Nor are we confined to the witness of our personal discoveries. There is
a social attestation of the workableness of faith. The surest way of
establishing the worth of our religious experience is to share it with
another; the strongest confirmation of the objective existence of Him
with whom we have to do is to lead another to see Him. The most
effective defender of the faith is the missionary. "It requires," as
David Livingstone said, "perpetual propagation to attest its
genuineness." Not they who sit and study and discuss it, however
cleverly and learnedly, discover its truth; but they who spend and are
spent in attempting to bring a whole world to know the redeeming love of
One who is, and who rewards with indubitable sonship with Himself those
who prove wholeheartedly loyal.
For our final assurance we appeal confidently to the future. The glory
of the Lord will only be fully revealed when all flesh see it together.
But with personal certainty, based on our own experience, corroborated
by the testimony of all the saints, we both wait hopefully and work
tirelessly for the day when our God through Christ shall be all in all.
CHAPTER II
THE BIBLE
In terms of the definition of religion given in the last chapter, we may
describe the Bible as the record of the progressive religious experience
of Israel culminating in Jesus Christ, a record selected by the
experience of the Jewish and Christian Church, and approving itself to
Christian experience today as the Self-revelation of the living God.

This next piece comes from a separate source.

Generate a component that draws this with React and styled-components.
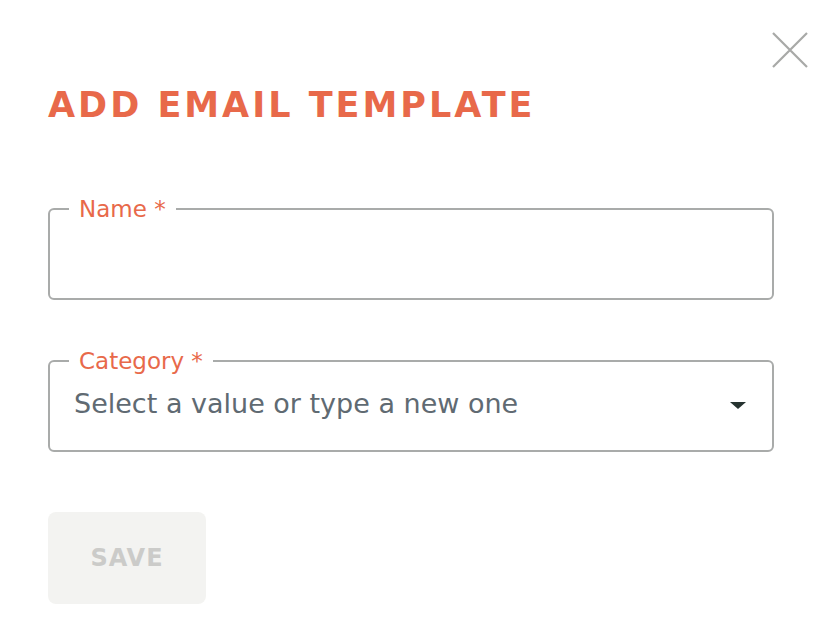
import React from 'react';
import styled, { createGlobalStyle } from 'styled-components';

const GlobalStyle = createGlobalStyle`
  body {
    margin: 0;
    background: #ffffff;
    font-family: 'DejaVu Sans', 'Open Sans', sans-serif;
  }
`;

const Modal = styled.div`
  position: relative;
  width: 836px;
  height: 626px;
  box-sizing: border-box;
  padding: 83px 62px 0 48px;
  display: flex;
  flex-direction: column;
`;

const CloseButton = styled.button`
  position: absolute;
  top: 32px;
  right: 28px;
  width: 36px;
  height: 36px;
  padding: 0;
  border: none;
  background: none;
  cursor: pointer;
`;

const Title = styled.h1`
  margin: 0;
  font-size: 35px;
  font-weight: 700;
  letter-spacing: 3px;
  line-height: 44px;
  color: #e8694a;
`;

const Form = styled.form`
  display: flex;
  flex-direction: column;
  margin-top: 71px;
`;

const Field = styled.fieldset`
  margin: 0 0 ${({ $gap }) => $gap}px;
  height: 102px;
  box-sizing: border-box;
  padding: 0 24px;
  border: 2px solid #a9abaa;
  border-radius: 6px;
`;

const Legend = styled.legend`
  padding: 0 10px;
  margin-left: -5px;
  font-size: 23px;
  line-height: 22px;
  color: #e8694a;
`;

const Row = styled.div`
  height: 62px;
  display: flex;
  align-items: center;
`;

const TextInput = styled.input`
  flex: 1;
  border: none;
  outline: none;
  background: transparent;
  font-family: inherit;
  font-size: 27px;
  color: #2f3a40;
  padding: 0;
`;

const SelectValue = styled.div`
  flex: 1;
  font-size: 27px;
  color: #606a72;
`;

const Caret = styled.span`
  width: 0;
  height: 0;
  border-left: 8px solid transparent;
  border-right: 8px solid transparent;
  border-top: 7px solid #263330;
  margin: 4px 2px 0 0;
`;

const SaveButton = styled.button`
  width: 158px;
  height: 92px;
  border: none;
  border-radius: 8px;
  background: #f3f3f1;
  color: #cbcbc9;
  font-family: inherit;
  font-size: 24px;
  font-weight: 700;
  letter-spacing: 1px;
`;

export default function App() {
  return (
    <>
      <GlobalStyle />
      <Modal>
        <CloseButton aria-label="Close">
          <svg width="36" height="36" viewBox="0 0 36 36">
            <path d="M1 1 L35 35 M35 1 L1 35" stroke="#a8a9a7" strokeWidth="2.2" fill="none" />
          </svg>
        </CloseButton>
        <Title>ADD EMAIL TEMPLATE</Title>
        <Form>
          <Field $gap={50}>
            <Legend>Name *</Legend>
            <Row>
              <TextInput type="text" />
            </Row>
          </Field>
          <Field $gap={60}>
            <Legend>Category *</Legend>
            <Row>
              <SelectValue>Select a value or type a new one</SelectValue>
              <Caret />
            </Row>
          </Field>
          <SaveButton type="button" disabled>SAVE</SaveButton>
        </Form>
      </Modal>
    </>
  );
}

The Bible is a _literary_ record. It is not so much a book as a library,
containing a great variety of literary forms--legends, laws, maxims,
hymns, sermons, visions, biographies, letters, etc. Judged solely as
literature its writings have never been equalled in their kind, much
less surpassed. Goethe declared, "Let the world progress as much as it
likes, let all branches of human research develop to their utmost,
nothing will take the place of the Bible--that foundation of all culture
and all education." Happily for the English-speaking world the
translation into our tongue, standardized in the King James' Bible, is
a universally acknowledged classic; and scarcely a man of letters has
failed to bear witness to its charm and power. While most translations
lose something of the beauty and meaning of the original, there are some
parts of the English Bible which, as literature and as religion, excel
the Hebrew or Greek they attempt to render.
The Bible is a record of _religious experience_. It has but one central
figure from _Genesis_ to _Revelation_--God. But God is primarily in the
experience, only secondarily in the record. All thought succeeds in
grasping but a fraction of consciousness; thought is well symbolized in
Rodin's statue, where out of a huge block of rough stone a small finely
chiselled head emerges. With all their skill we cannot credit the men of
faith who are behind the Bible pages with making clear to themselves but
a small part of God's Self-disclosure to them. And when they came to
wreak thought upon expression, so clear and well-trained a mind as
Paul's cannot adequately utter what he feels and thinks. His sentences
strain and sometimes break; he ends with such expressions as "the love
of Christ which passeth knowledge," and God's "unspeakable gift."